It is a fair criticism, made eloquently by my hon. Friend the Member for South Thanet and others from across the House, that the charge does not take into account overall household incomes, so it is possible—and it does happen—that a single parent earning more than £50,000 is liable to the charge while a couple each earning up to £50,000 is not. That is because, as he said, the charge is a tax, calculated in accordance with the principles of individual taxation at the individual level alongside other tax policy. Here we have one of those difficult decisions for the Government about what is the right thing to do. The judgment made in 2013 was that it was better to take that approach than to base a charge on household incomes, because that would require HMRC to assess annually both household composition and the incomes of everyone in the 8 million or so households eligible for child benefit, which would effectively introduce a new means test, creating a substantial administrative burden on both the state and families. That is the dilemma.

The effect of the charge is to introduce a high marginal tax rate. That is an unattractive aspect of the policy; we should be clear about that. If I may say so, it is not a salutary lesson in how not to withdraw a benefit, because the alternatives of not levying the charge at all or levying it on a cliff edge rather than by gradual withdrawal are worse. It is open to others to take the view that one of the alternatives is better, and my hon. Friend may do so, but not subject to the fiscal constraints in which we have operated.

A series of questions were raised about HMRC communications. As my hon. Friend recognised, the Revenue and Customs took considerable steps to raise awareness of the higher income child benefit charge. It wrote to about 800,000 affected families when the charge was introduced. It also ran a high-profile advertising media campaign and included a prominent message about the charge in 2 million letters to pay-as-you-earn-only higher rate taxpayers. There was a considerable communication process.

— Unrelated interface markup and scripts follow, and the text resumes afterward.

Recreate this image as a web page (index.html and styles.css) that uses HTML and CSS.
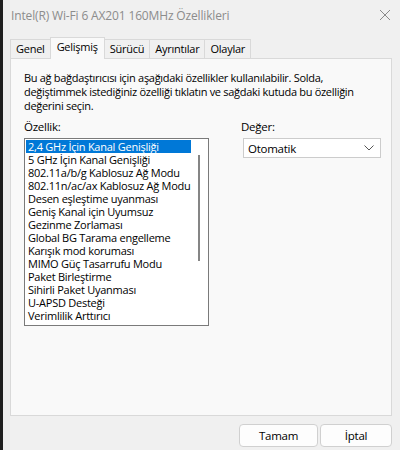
FILE: index.html
```html
<!DOCTYPE html>
<html lang="tr">
<head>
    <meta charset="UTF-8">
    <title>Özellikler</title>
    <link rel="stylesheet" href="styles.css">
</head>

<body>
<div class="window">

    <!-- Title bar -->
    <div class="titlebar">
        <span class="title">Intel(R) Wi-Fi 6 AX201 160MHz Özellikleri</span>
        <svg class="close" width="12" height="12" viewBox="0 0 12 12">
            <path d="M1 1 L11 11 M11 1 L1 11" stroke="#8a8a8a" stroke-width="1" fill="none"/>
        </svg>
    </div>

    <!-- Tabs -->
    <div class="tabs">
        <div class="tab">Genel</div>
        <div class="tab active">Gelişmiş</div>
        <div class="tab">Sürücü</div>
        <div class="tab">Ayrıntılar</div>
        <div class="tab">Olaylar</div>
    </div>

    <div class="panel">
        <p class="intro">Bu ağ bağdaştırıcısı için aşağıdaki özellikler kullanılabilir. Solda,<br>değiştimmek istediğiniz özelliği tıklatın ve sağdaki kutuda bu özelliğin<br>değerini seçin.</p>

        <div class="fields">
            <div class="col-left">
                <label class="caption">Özellik:</label>
                <div class="listbox">
                    <ul class="items">
                        <li class="selected">2,4 GHz İçin Kanal Genişliği</li>
                        <li>5 GHz İçin Kanal Genişliği</li>
                        <li>802.11a/b/g Kablosuz Ağ Modu</li>
                        <li>802.11n/ac/ax Kablosuz Ağ Modu</li>
                        <li>Desen eşleştime uyanması</li>
                        <li>Geniş Kanal için Uyumsuz</li>
                        <li>Gezinme Zorlaması</li>
                        <li>Global BG Tarama engelleme</li>
                        <li>Karışık mod koruması</li>
                        <li>MIMO Güç Tasarrufu Modu</li>
                        <li>Paket Birleştirme</li>
                        <li>Sihirli Paket Uyanması</li>
                        <li>U-APSD Desteği</li>
                        <li>Verimlilik Arttırıcı</li>
                    </ul>
                    <div class="scrollbar"><div class="thumb"></div></div>
                </div>
            </div>

            <div class="col-right">
                <label class="caption">Değer:</label>
                <div class="select">
                    <span>Otomatik</span>
                    <svg width="10" height="6" viewBox="0 0 10 6">
                        <path d="M0.5 0.5 L5 5 L9.5 0.5" stroke="#555" stroke-width="1" fill="none"/>
                    </svg>
                </div>
            </div>
        </div>
    </div>

    <!-- Dialog buttons -->
    <div class="buttons">
        <button type="button">Tamam</button>
        <button type="button">İptal</button>
    </div>

</div>
</body>
</html>
```

FILE: styles.css
```css
/* Page styling */
body {
    margin: 0;
    font-family: 'Open Sans', 'Noto Sans', sans-serif;
    font-size: 11.5px;
    letter-spacing: -0.25px;
    color: #000000;
    background-color: #202020; /* Desktop edge */
}

/* Dialog window */
.window {
    margin-left: 3px;
    height: 450px;
    background-color: #F0F0F0;
    display: flex;
    flex-direction: column;
}

/* Title bar */
.titlebar {
    height: 30px;
    padding: 0 9px 0 8px;
    display: flex;
    align-items: center;
    justify-content: space-between;
}

.title {
    color: #8C8C8C;
    font-size: 12px;
    letter-spacing: -0.15px;
}

/* Tabs row */
.tabs {
    display: flex;
    align-items: flex-end;
    margin: 7px 0 0 7px;
    height: 21px;
    font-size: 11px;
}

.tab {
    height: 18px;
    line-height: 18px;
    padding: 0 5px;
    border: 1px solid #D9D9D9;
    border-bottom: none;
    background-color: #F0F0F0;
    margin-right: -1px;
}

.tab.active {
    height: 21px;
    line-height: 17px;
    background-color: #F9F9F9;
    position: relative;
    z-index: 1;
    margin-bottom: -1px;
    padding: 0 6px;
}

/* Tab content */
.panel {
    margin: 0 8px 0 7px;
    height: 358px;
    border: 1px solid #D9D9D9;
    background-color: #F9F9F9;
    padding: 12px 10px 10px 13px;
    box-sizing: border-box;
}

.intro {
    margin: 0;
    line-height: 14px;
    font-size: 11px;
    letter-spacing: -0.3px;
    white-space: nowrap;
}

.fields {
    display: flex;
    justify-content: space-between;
    margin-top: 7px;
}

.caption {
    display: block;
    line-height: 14px;
    margin-bottom: 4px;
}

/* Property list */
.listbox {
    width: 185px;
    height: 188px;
    border: 1px solid #7A7A7A;
    background-color: #FFFFFF;
    box-sizing: border-box;
    display: flex;
}

.items {
    list-style: none;
    margin: 0;
    padding: 1px 0 0 1px;
    flex: 1;
    font-size: 11px;
}

.items li {
    height: 13px;
    line-height: 13px;
    padding-left: 2px;
    white-space: nowrap;
}

.items li.selected {
    background-color: #0078D7;
    color: #FFFFFF;
    margin-right: 7px;
}

.scrollbar {
    width: 10px;
    padding-top: 16px;
}

.thumb {
    width: 2px;
    height: 106px;
    background-color: #858585;
}

/* Value dropdown */
.col-right {
    width: 140px;
}

.select {
    height: 20px;
    margin-left: 2px;
    border: 1px solid #CCCCCC;
    background-color: #FFFFFF;
    box-sizing: border-box;
    display: flex;
    align-items: center;
    justify-content: space-between;
    padding: 0 6px 0 4px;
}

/* Bottom buttons */
.buttons {
    display: flex;
    justify-content: flex-end;
    gap: 2px;
    margin: 8px 8px 0 0;
}

.buttons button {
    width: 79px;
    height: 23px;
    font-family: inherit;
    font-size: 11.5px;
    letter-spacing: -0.25px;
    background-color: #FDFDFD;
    border: 1px solid #D0D0D0;
    border-radius: 4px;
    color: #000000;
}

.buttons button + button {
    width: 72px;
}
```
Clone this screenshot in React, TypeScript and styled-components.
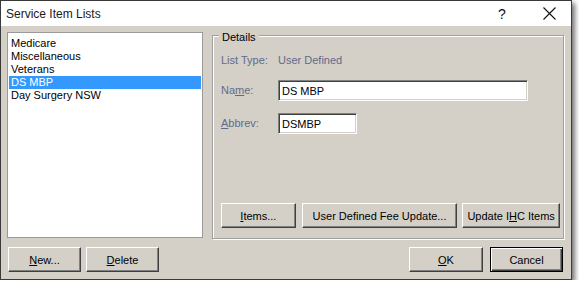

Today, to respond to the question from the hon. Member for Strangford, information on the charge is included in packs for new parents telling them how to claim child benefit. The front page of the child benefit application form includes a prominent message about the charge to help people make a decision on whether they should claim and be paid child benefit, about the importance of claiming even if they do not receive payments, and about the important issue of eligibility, which was rightly highlighted in the debate. Guidelines are available online formally through gov.uk and through innumerable organisations and groups.

As my hon. Friend the Member for South Thanet mentioned, individuals who pay the charge need to make a self-assessment tax return and may face a failure to notify penalty if they do not. I think he will know that HMRC announced a review of cases where a failure to notify penalty was issued for three tax years. It reviewed 35,000 cases and responded by reviewing the amount for over 6,000 people.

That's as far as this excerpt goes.